2. Finding the Radius
   The first step is to find the radius (r). We can use a formula from the Pythagorean theorem. For a point with Cartesian coordinates ((x, y)), we find (r) like this: $r = \sqrt{x^2 + y^2}$ This formula tells us how far the point is from the center.

3. Finding the Angle
   Next, we need to find the angle (\theta). We can use the arctangent function for this: $\theta = \tan^{-1}\left(\frac{y}{x}\right)$ But we must be careful to find the right angle based on whether (x) and (y) are positive or negative:

   • If (x > 0) and (y \geq 0), (\theta) is in the first part of the circle.
   • If (x < 0), then (\theta) is in the second or third part, and we need to add (180^\circ) (or (\pi) in radians).
   • If (x > 0) and (y < 0), then (\theta) is in the fourth part, and no changes are needed.
   • If (x = 0) and (y) is not zero, then (\theta) is either (\frac{\pi}{2}) or (-\frac{\pi}{2}).

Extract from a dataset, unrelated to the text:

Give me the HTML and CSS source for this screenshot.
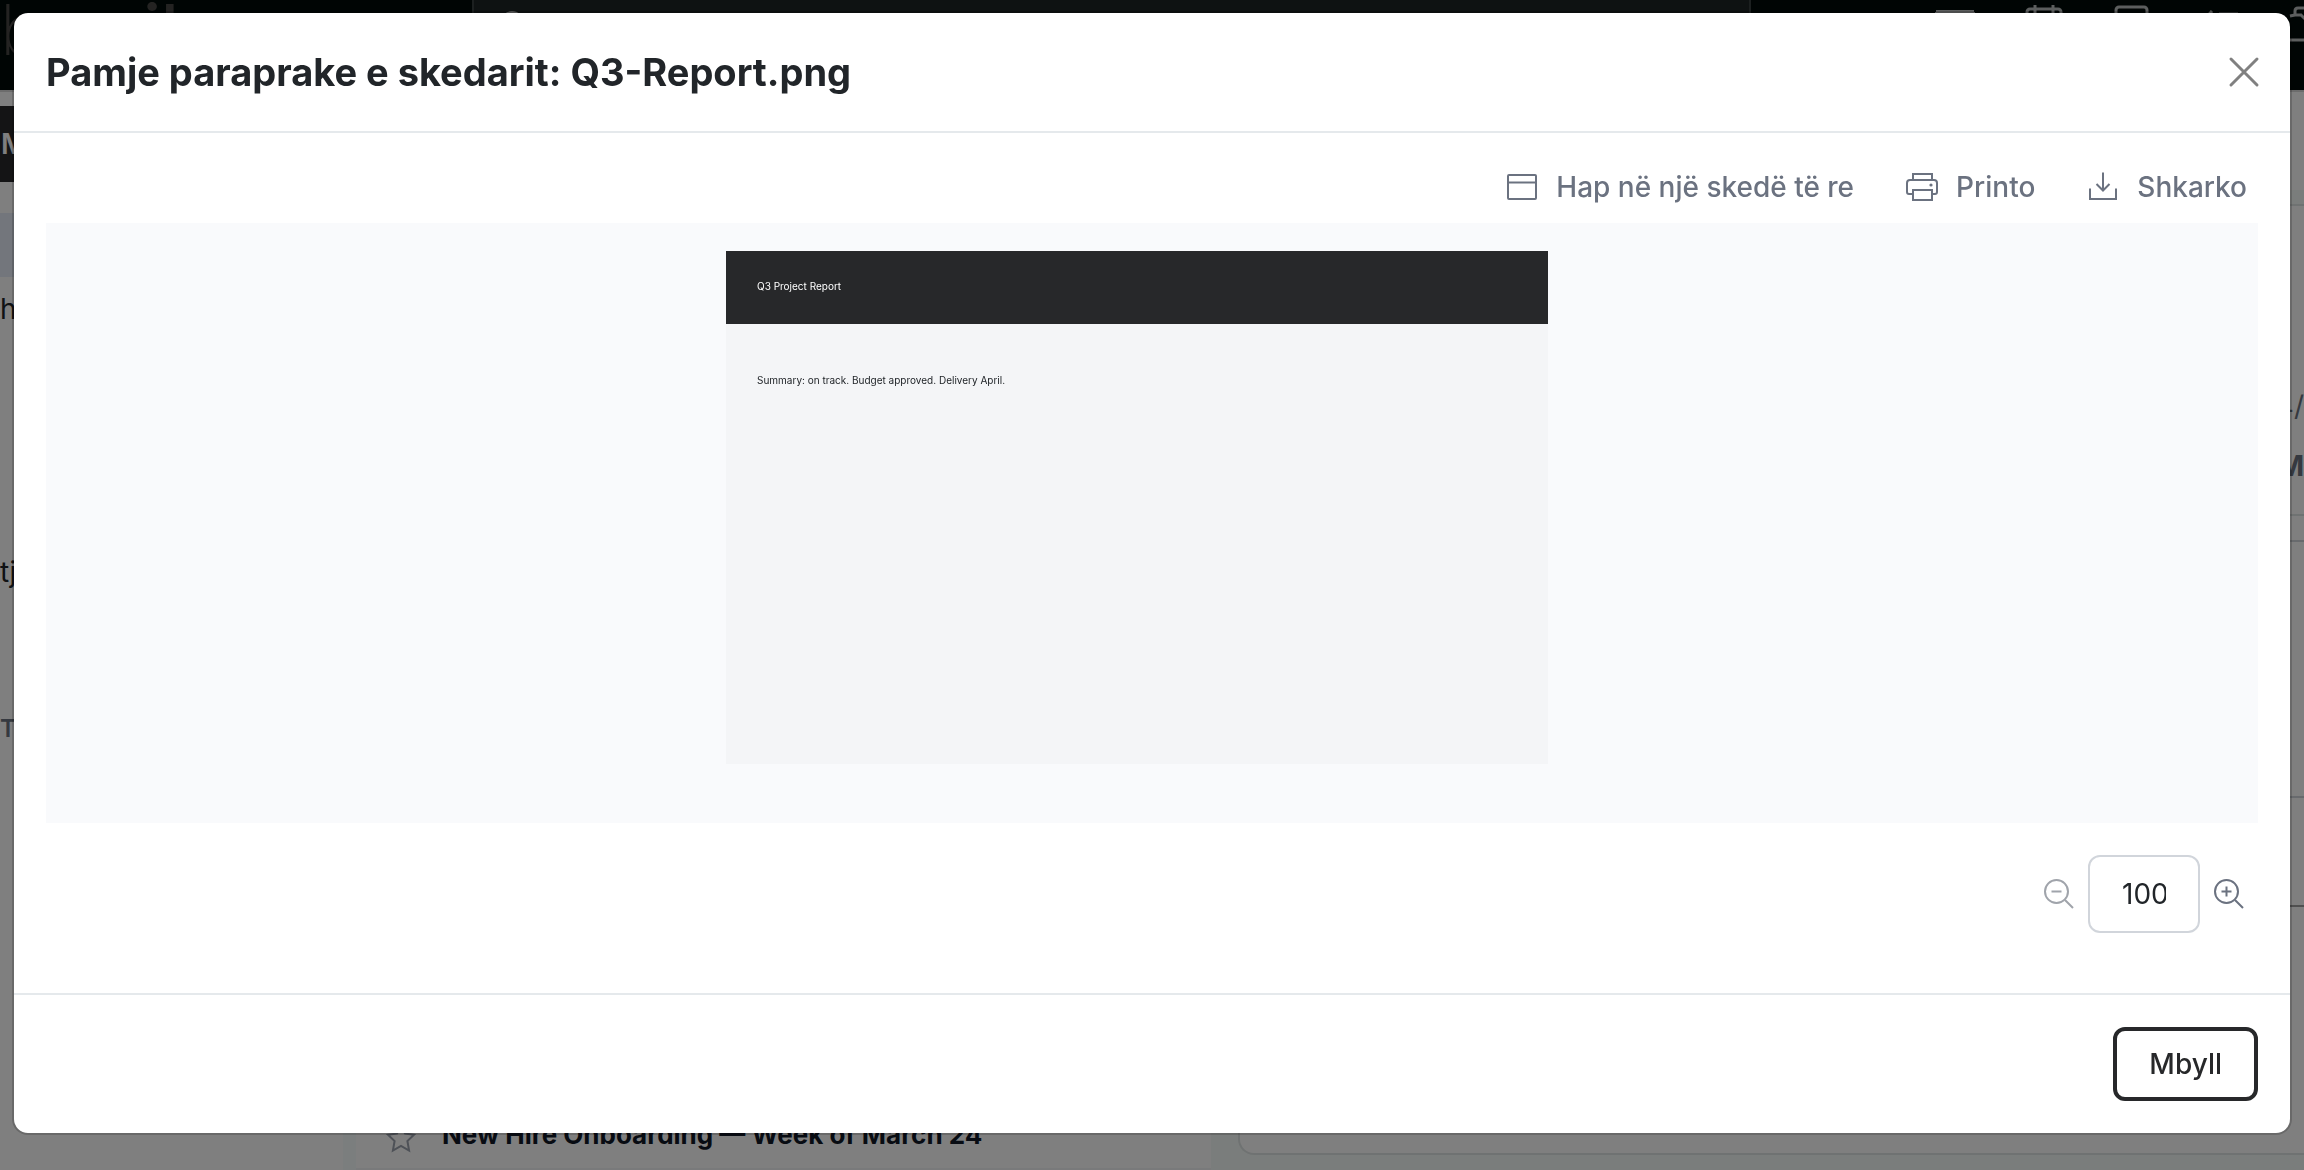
FILE: index.html
```html
<!DOCTYPE html>
<html lang="sq">
<head>
    <meta charset="UTF-8">
    <meta name="viewport" content="width=device-width, initial-scale=1.0">
    <title>Q3-Report.png</title>
    <link rel="stylesheet" href="styles.css">
</head>
<body>
    <div class="app" inert>
        <header class="topbar">
            <div class="logo">b<b>mail</b></div>
            <div class="search">
                <svg width="32" height="32" viewBox="0 0 32 32"><circle cx="14" cy="14" r="10"/><path d="M21 21l8 8"/></svg>
            </div>
            <nav class="top-icons">
                <svg width="40" height="36" viewBox="0 0 40 36"><path class="thick" d="M1 8h38"/><path d="M1 8v26h38V8"/></svg>
                <svg width="40" height="36" viewBox="0 0 40 36"><rect x="3" y="5" width="34" height="29" rx="3"/><path d="M11 1v8M29 1v8M3 15h34"/></svg>
                <svg width="36" height="36" viewBox="0 0 36 36"><rect x="2" y="3" width="31" height="30" rx="3"/></svg>
                <svg width="40" height="36" viewBox="0 0 40 36"><path d="M1 12l4 4 8-9M20 10h19M20 26h19"/></svg>
                <svg width="40" height="40" viewBox="0 0 40 40"><path d="M2 12l5-1V7q0-3 3-3h12M7 11h6l6 6M2 36h36"/></svg>
            </nav>
        </header>
        <main class="main">
            <aside class="sidebar">
                <div class="compose">M</div>
                <div class="folder active"></div>
                <div class="folder">h</div>
                <div class="folder more">tj</div>
                <div class="folder tags">T</div>
            </aside>
            <section class="mail-list">
                <div class="mail-row">
                    <svg class="star" width="30" height="30" viewBox="0 0 30 30"><path d="M15 2l4 8.500 9 1.200-6.600 6.300 1.700 9.500L15 23l-8.100 4.500 1.700-9.500L2 11.700l9-1.200z"/></svg>
                    <span>New Hire Onboarding — Week of March 24</span>
                </div>
            </section>
            <section class="reading">
                <div class="toolstrip"></div>
                <div class="mail-card">
                    <div class="mail-meta">
                        <span>4/</span>
                        <strong>M</strong>
                    </div>
                    <div class="mail-gap"></div>
                    <div class="mail-body"></div>
                    <div class="mail-file"></div>
                </div>
            </section>
        </main>
    </div>

    <div class="backdrop">
        <div class="modal" role="dialog" aria-modal="true" aria-labelledby="modal-title">
            <div class="modal-header">
                <h1 id="modal-title">Pamje paraprake e skedarit: Q3-Report.png</h1>
                <button class="close" type="button" aria-label="Mbyll">
                    <svg width="32" height="32" viewBox="0 0 32 32"><path d="M3 3l26 26M29 3L3 29"/></svg>
                </button>
            </div>
            <div class="modal-body">
                <div class="toolbar">
                    <button type="button">
                        <svg width="32" height="32" viewBox="0 0 32 32"><rect x="2" y="4" width="28" height="24" rx="1"/><path d="M2 11.500h28"/></svg>
                        Hap në një skedë të re
                    </button>
                    <button type="button">
                        <svg width="32" height="32" viewBox="0 0 32 32"><path d="M7 9V3h19v6M7 23H3q-2 0-2-2V12q0-3 3-3h24q3 0 3 3v9q0 2-2 2h-3M7 19h19v10H7z"/><circle class="dot" cx="25" cy="14" r="1.600"/></svg>
                        Printo
                    </button>
                    <button type="button">
                        <svg width="32" height="32" viewBox="0 0 32 32"><path d="M16 1.500v18M9.500 13l6.500 6.500 6.500-6.500M3 17.500V28h26V17.500"/></svg>
                        Shkarko
                    </button>
                </div>
                <div class="preview">
                    <article class="page">
                        <header>Q3 Project Report</header>
                        <p>Summary: on track. Budget approved. Delivery April.</p>
                    </article>
                </div>
                <div class="zoom">
                    <button type="button" aria-label="Zvogëlo" disabled>
                        <svg width="32" height="32" viewBox="0 0 32 32"><circle cx="13.500" cy="13.500" r="11.500"/><path d="M22 22l8 8M8.500 13.500h10"/></svg>
                    </button>
                    <input type="text" value="100" aria-label="Zmadhimi">
                    <button type="button" aria-label="Zmadho">
                        <svg width="32" height="32" viewBox="0 0 32 32"><circle cx="13.500" cy="13.500" r="11.500"/><path d="M22 22l8 8M8.500 13.500h10M13.500 8.500v10"/></svg>
                    </button>
                </div>
            </div>
            <div class="modal-footer">
                <button class="btn" type="button">Mbyll</button>
            </div>
        </div>
    </div>
</body>
</html>
```

FILE: styles.css
```css
* {
    box-sizing: border-box;
}
body {
    margin: 0;
    font-family: Inter, "Liberation Sans", sans-serif;
    font-size: 28px;
    color: #212529;
    overflow: hidden;
}
button {
    font: inherit;
    color: inherit;
    background: none;
    border: 0;
    padding: 0;
    cursor: pointer;
}
svg {
    display: block;
    flex: none;
    fill: none;
    stroke: currentColor;
    stroke-width: 2;
}

/* mail app behind the dialog */
.app {
    display: flex;
    flex-direction: column;
    height: 100vh;
    background: #fff;
    overflow: hidden;
}
.topbar {
    display: flex;
    flex: none;
    height: 92px;
    background: #000b09;
    border-bottom: 2px solid #d8d8d8;
    color: #b8bcbc;
}
.logo {
    width: 472px;
    flex: none;
    font-size: 70px;
    line-height: 60px;
    font-weight: 200;
    color: #484644;
}
.logo b {
    font-weight: 500;
}
.search {
    flex: 1;
    height: 76px;
    padding: 8px 24px;
    background: #1c2424;
    border: 2px solid #384040;
    border-top: 0;
}
.top-icons {
    display: flex;
    justify-content: space-between;
    width: 553px;
    padding: 4px 0 0 184px;
    flex: none;
}
.top-icons svg {
    stroke-width: 3;
}
.top-icons svg:last-child {
    margin-right: -24px;
}
.thick {
    stroke-width: 4;
}
.main {
    display: flex;
    flex: 1;
    gap: 13px;
    background: #f6fcfc;
}
.sidebar {
    width: 343px;
    background: #fff;
    padding-top: 14px;
}
.compose {
    height: 76px;
    line-height: 76px;
    padding-left: 1px;
    background: #28282b;
    color: #fff;
    font-weight: 600;
}
.folder {
    height: 64px;
    line-height: 64px;
}
.active {
    margin-top: 31px;
    background: #e6edf9;
}
.more {
    margin-top: 199px;
}
.tags {
    margin-top: 93px;
    font-size: 24px;
    font-weight: 600;
    color: #6b7280;
}
.mail-list {
    display: flex;
    width: 855px;
    align-items: flex-end;
    background: #fff;
    margin-right: -13px;
}
.mail-row {
    display: flex;
    gap: 26px;
    width: 100%;
    height: 64px;
    padding: 13px 30px;
    font-size: 26px;
    line-height: 32px;
    font-weight: 700;
    color: #111827;
    border-bottom: 2px solid #f3f4f6;
}
.star {
    align-self: flex-end;
    margin-bottom: 2px;
    color: #9ca3af;
}
.reading {
    display: flex;
    flex-direction: column;
    flex: 1;
    background: #f5fbf8;
}
.toolstrip {
    height: 112px;
    background: #fff;
    border-bottom: 14px solid #f5fbf8;
}
.mail-card {
    display: flex;
    flex-direction: column;
    flex: 1;
    margin: 0 0 15px 27px;
    background: #fff;
    border: 2px solid #dfe5e4;
    border-right: 0;
    border-radius: 16px 0 0 16px;
}
.mail-meta {
    height: 310px;
    padding: 170px 0 0;
    text-align: right;
    border-bottom: 2px solid #dfe5e4;
    color: #6b7280;
    line-height: 60px;
}
.mail-meta span,
.mail-meta strong {
    display: block;
}
.mail-gap {
    height: 26px;
    border-bottom: 2px solid #d1d5db;
}
.mail-body {
    height: 256px;
    border-bottom: 2px solid #d1d5db;
}
.mail-file {
    height: 109px;
    border-bottom: 2px solid #a0a0a0;
}

/* dialog */
.backdrop {
    position: fixed;
    inset: 0;
    padding: 11px 12px;
    background: rgba(0, 0, 0, 0.5);
}
.modal {
    background: #fff;
    background-clip: padding-box;
    border: 2px solid rgba(0, 0, 0, 0.175);
    border-radius: 16px;
}
.modal-header {
    display: flex;
    align-items: center;
    justify-content: space-between;
    padding: 31px 30px 31px 32px;
    border-bottom: 2px solid #e5e9ec;
}
.modal-header h1 {
    margin: 0;
    font-size: 38px;
    line-height: 56px;
    font-weight: 700;
}
.close {
    color: #808080;
}
.close svg {
    stroke-width: 3;
    stroke-linecap: round;
}
.modal-body {
    padding: 32px 32px 60px;
}
.toolbar {
    display: flex;
    justify-content: flex-end;
    gap: 30px;
    margin-bottom: 14px;
    color: #6b7280;
}
.toolbar button {
    display: flex;
    align-items: center;
    gap: 18px;
    padding: 0 11px;
    line-height: 44px;
    font-weight: 500;
}
.dot {
    fill: currentColor;
    stroke: none;
}
.preview {
    height: 600px;
    padding: 28px 30px 0 0;
    background: #f9fafc;
}
.page {
    width: 822px;
    height: 513px;
    margin: 0 auto;
    background: #f4f5f7;
    font-size: 10px;
    line-height: 17px;
}
.page header {
    padding: 27px 31px 29px;
    background: #27282a;
    color: #fff;
}
.page p {
    margin: 0;
    padding: 48px 31px;
}
.zoom {
    display: flex;
    justify-content: flex-end;
    align-items: center;
    gap: 13px;
    margin-top: 32px;
    padding-right: 13px;
    color: #6b7280;
}
.zoom button:disabled {
    color: #a0a4ab;
    cursor: default;
}
.zoom input {
    width: 112px;
    height: 78px;
    padding: 0 32px;
    font: inherit;
    color: #212529;
    background: #fff;
    border: 2px solid #d1d5db;
    border-radius: 12px;
}
.modal-footer {
    display: flex;
    justify-content: flex-end;
    padding: 32px;
    border-top: 2px solid #e5e9ec;
}
.btn {
    padding: 0 32px;
    line-height: 66px;
    font-weight: 500;
    color: #27282a;
    border: 4px solid #27282a;
    border-radius: 12px;
}
```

4. Putting it All Together
   After figuring out (r) and (\theta), we can write the polar coordinates ((r, \theta)). For example, if (x = 3) and (y = 4):

   • Finding (r): $r = \sqrt{3^2 + 4^2} = \sqrt{9 + 16} = \sqrt{25} = 5$
   • Finding (\theta): $\theta = \tan^{-1}\left(\frac{4}{3}\right)$ This will be in the first part, so we don’t need to adjust it.

5. Special Cases
   There are some special cases to think about. If both (x) and (y) are zero, the polar coordinates are not defined. If only one of them is zero, we have some unique results:

   • If (x = 0) and (y > 0), then (r = |y|) and (\theta = \frac{\pi}{2}).
   • If (x = 0) and (y < 0), then (r = |y|) and (\theta = -\frac{\pi}{2}).

6. Visualizing the Change
   A drawing can help us understand better. It can be useful to sketch the Cartesian coordinate system with a point ((x, y)) and show the related polar coordinates.

By following these steps, you can easily convert any Cartesian coordinates to polar coordinates. This helps not just with math calculations but also in understanding how different mathematical relationships work in calculus. This conversion is especially handy when working with shapes that are circular or symmetrical.